Cybersecurity Principle Number 1 for Boards – It’s Not Just About “IT”

June 2, 2017

It has now become clear that cyber-risk needs oversight at the board of directors level. The problem is that most corporate boards are comprised of “digital immigrants” — people not born into the digital world they now inhabit — and therefore need to learn how to understand cyber-risk.

That educational process has been undertaken by the National Association of Corporate Directors in in conjunction with AIG and the Internet Security Alliance (ISA). In January, they published the second edition of the “Cyber-Risk Handbook” for corporate boards. The handbook states that the very first principle boards need to understand is that cybersecurity is not an “IT” issue,” — it’s an enterprise wide risk management issue.

In the past 25 years, the nature of corporate asset value has changed significantly, shifting away from the physical toward the virtual. Along with this rapidly expanding digitization of corporate assets, there has been a corresponding digitization of corporate risk – loss of IP and trading algorithms, destroyed or altered data, declining public confidence, disruption to critical infrastructure, and evolving regulatory sanctions. Each of these risks can adversely affect competitive positioning, stock price, and shareholder value.

Cyber-risk is viewed the same way as other critical risks – in terms of risk-reward trade-off.
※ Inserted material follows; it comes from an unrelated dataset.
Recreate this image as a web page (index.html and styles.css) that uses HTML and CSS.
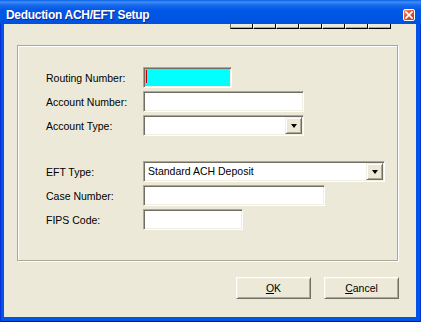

This is challenging in the cyber arena due to the growing complexity of cyber threats and companies’ desires to deploy new and emerging technologies to increase profitability and improve customer experience.

These competing pressures mean conscientious and comprehensive oversight at the board level is essential. Managing and mitigating cyber-risk impact requires strategic thinking, and it starts with realizing cybersecurity is an enterprise-wide risk management issue, not merely an IT issue.

Historically, corporations have categorized information security as a technical or operational issue to be handled by the information technology (IT) department. This misunderstanding is fed by siloed corporate structures that leave internal functions and business units feeling disconnected from responsibility for the security of their own data. However, deferring responsibility to IT inhibits critical analysis and communication about security issues, and hinders the implementation of effective strategies.

Some of the highest-profile data breaches to date have little to do with traditional hacking. Economically driven strategic decisions such as production strategies that use complex supply chains across multiple countries and the degree of interconnection that corporate networks have with partners, suppliers, affiliates, and customers can magnify cyber-risk. Similarly, mergers and acquisitions requiring integration of complicated systems can increase cyber-risk. While these decisions have “IT” components to them, the appropriate analysis of them goes well beyond the IT department.

Similarly, how to manage. Several significant cyberbreaches did not actually start within the target’s IT systems, but rather from vulnerabilities in one of its vendors or suppliers.

As a result, directors should ensure that management is assessing cybersecurity not only as it relates to the organization’s own networks, but also with regard to the larger ecosystem in which it operates.

Boards must engage management in a discussion of the varying levels of risk that exist in the company’s ecosphere and take them into consideration as they calculate the appropriate cyber-risk posture and tolerance. They should also understand what “crown jewels” are in most need of protection and ensure their teams have a protection strategy in place.

Further, the board should instruct management to consider not only the highest-probability attacks and defenses, but also low-probability, high-impact attacks that would be catastrophic.

While including cybersecurity as a stand-alone item on board and/or committee meeting agenda is becoming a widespread practice, the issue should also be integrated into full-board discussions involving new business plans and product offerings, mergers and acquisitions, new-market entry, major capital investment decisions, etc.

On June 21, 2017, NACD, in partnership with ISA, will be hosting a Cyber Summit in Chicago to bring together experienced directors and cybersecurity experts to share real-world insights and critical action steps. Among the issues that will be raised for the directors to consider are:
– Do we have an enterprise-wide, independently budgeted cyber-risk management team?
– Is the budget adequate?
– How is the budget integrated with the overall enterprise risk management process?
– Where do management and our IT teams disagree on cybersecurity?
– What is enterprise strategy to address cloud, BYOD, and supply-chain threats?
Unless boards are considering cybersecurity in these larger contexts they run the risk of attenuated and ineffective cyber strategies.